How did I manage to see lots of public files from Apple users and how to prevent that.

TL;DR: iCloud Drive files *were* being exposed to Google’s search engine and this is not fine.

It’s well known that Google owns a powerful search tool. Their crawlers can reach the entire internet by interconnecting sites and servers. Sometimes they also reach private pages and what I mean by private is pages that are *supposed to be private.* Pages containing pieces of information like confidential documents, legal documents, paychecks, and social information are supposed to be private. However, sometimes Google reaches them. Reaches them by directly accessing, or by a redirection from other sites and indexes them. Despite its unlikelihood from showing up on the first page of your search, Google still can see this information. Is on their servers. Thus someone can reach and read.

During June I was studying some hacking techniques and I came across this article in medium by Ricardo Iramar dos Santos that found out a bunch of files from Microsoft’s One Drive was being indexed by Google. You just needed the right combination of Google’s famous search queries: the Google Dorks.

Google Dorks are a set of queries that can be used in Google’s search bar to focus on, for example, some set of file extensions, URLs paths, and keywords during your search. So in this article, Ricardo founded the One Drive’s files by using this Google Dork in the search engine:

site:onedrive.live.com inurl:cid

He could see 41600 files from Microsoft Users. Today I saw 57900. This included family photos, legal documents, names, addresses, etc. Sending an email to Microsoft Security Team to warn them about this problem they responded basically:

“It’s not a relevant problem. We are aware and we agree to continue like this.”

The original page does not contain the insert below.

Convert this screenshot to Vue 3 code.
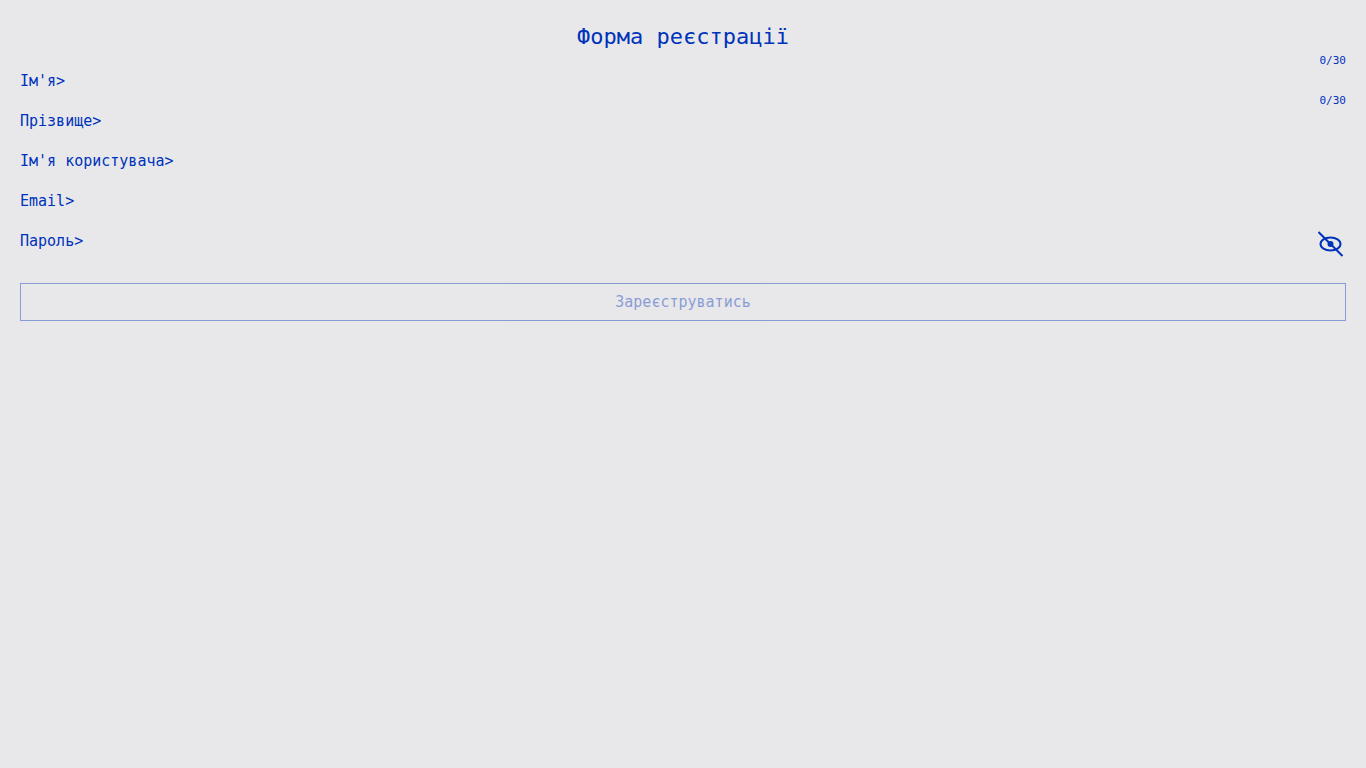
<script setup>
import { reactive, ref } from 'vue'

const fields = [
  { id: 'firstName', label: "Ім'я>", type: 'text', max: 30 },
  { id: 'lastName', label: 'Прізвище>', type: 'text', max: 30 },
  { id: 'username', label: "Ім'я користувача>", type: 'text' },
  { id: 'email', label: 'Email>', type: 'email' },
  { id: 'password', label: 'Пароль>', type: 'password' },
]
const form = reactive({ firstName: '', lastName: '', username: '', email: '', password: '' })
const visible = ref(false)
</script>

<template>
  <main class="page">
    <h1 class="title">Форма реєстрації</h1>
    <form class="form" @submit.prevent>
      <div v-for="f in fields" :key="f.id" class="row">
        <label :for="f.id" class="label">{{ f.label }}</label>
        <input
          :id="f.id"
          v-model="form[f.id]"
          class="input"
          :type="f.type === 'password' && visible ? 'text' : f.type"
          :maxlength="f.max"
        />
        <span v-if="f.max" class="counter">{{ form[f.id].length }}/{{ f.max }}</span>
        <button
          v-if="f.type === 'password'"
          type="button"
          class="eye"
          aria-label="Показати пароль"
          @click="visible = !visible"
        >
          <svg width="26" height="26" viewBox="0 0 26 26" fill="none" stroke="currentColor" stroke-width="2">
            <ellipse cx="12.500" cy="13" rx="10" ry="6.500" />
            <circle cx="12.500" cy="13" r="3" fill="currentColor" stroke="none" />
            <path d="M0.500 1L24.500 25" />
          </svg>
        </button>
      </div>
      <button type="submit" class="submit" disabled>Зареєструватись</button>
    </form>
  </main>
</template>

<style>
body {
  background: #e8e8ea;
}
</style>

<style scoped>
.page {
  padding: 20px;
  color: #0033bb;
  font-family: Consolas, "DejaVu Sans Mono", "Liberation Mono", monospace;
  font-size: 15px;
}
.title {
  margin: 0;
  font-size: 22px;
  font-weight: 400;
  line-height: 34px;
  text-align: center;
}
.form {
  display: flex;
  flex-direction: column;
  padding-top: 7px;
}
.row {
  position: relative;
  display: flex;
  align-items: center;
  height: 40px;
}
.label {
  line-height: 20px;
  white-space: nowrap;
}
.input {
  flex: 1;
  min-width: 0;
  height: 20px;
  padding: 0 32px 0 4px;
  border: 0;
  outline: 0;
  background: transparent;
  color: inherit;
  font: inherit;
}
.counter {
  position: absolute;
  top: -8px;
  right: 0;
  font-size: 11px;
  line-height: 16px;
}
.eye {
  position: absolute;
  top: 10px;
  right: 2px;
  display: flex;
  padding: 0;
  border: 0;
  background: transparent;
  color: inherit;
  cursor: pointer;
}
.submit {
  height: 38px;
  margin-top: 22px;
  padding: 0;
  border: 1px solid currentColor;
  background: transparent;
  color: inherit;
  font: inherit;
  opacity: 0.42;
}
</style>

Yeap. Also shocked. Giving the problems we face today, such as data leak, it takes courage, to say the least, that 41600 files from Microsoft users being cached by Google are not a relevant problem. However, allow me to elaborate a bit more about this. These files are not being cached without Microsoft knowing. They know. You should also know. Every time you share a file with a PUBLIC LINK and the company does not have the right rules to prevent, Google caches them. I believe the problem here is about the company not warning you that once you create a public link to share with your friends, colleagues, and family to access your folders/files, this link will also reach the most used search tool on the internet. And will be available to the ones that know how to search for them. I encourage you to search for this text in your Google: site:onedrive.live.com inurl:cid. You will probably see 6 results only, but there is a linkable text down below that says: repeat the search with the omitted results included. And them you will see the magic.

This leads to me and the iCloud issue.

Apple always stresses how privacy is important. They always make a clear statement that the user’s privacy is one of their main concerns. So I tried to do the same with them. The whole story is pretty much the same. I tried to use Google Dork - site:icloud.com/iclouddrive - to see if I could see some cached files. I was able to see, at the time, about 4200 files. It’s not the absurd 41k files from Microsoft, but still. So I mail them with a warning and they made their statement clear: it’s a privacy issue. By the time you see this write-up, it should be fixed or you will seeless results. This only shows how these two companies deal with user's privacy. Despite the file is being shared with public link, doesn’t mean that it is public to everyone. The power should remain with the owner. Kudos to Apple to take this problem seriously.

One of the files founded during my iCloud POC was a legal document from California Court

To end this article, if you finished, here is a tip to you: Choose wisely which file you want to share with a link. If it’s not Google, there is a whole world of search engines and tools that can see your link. Once on the internet, you can never take it back.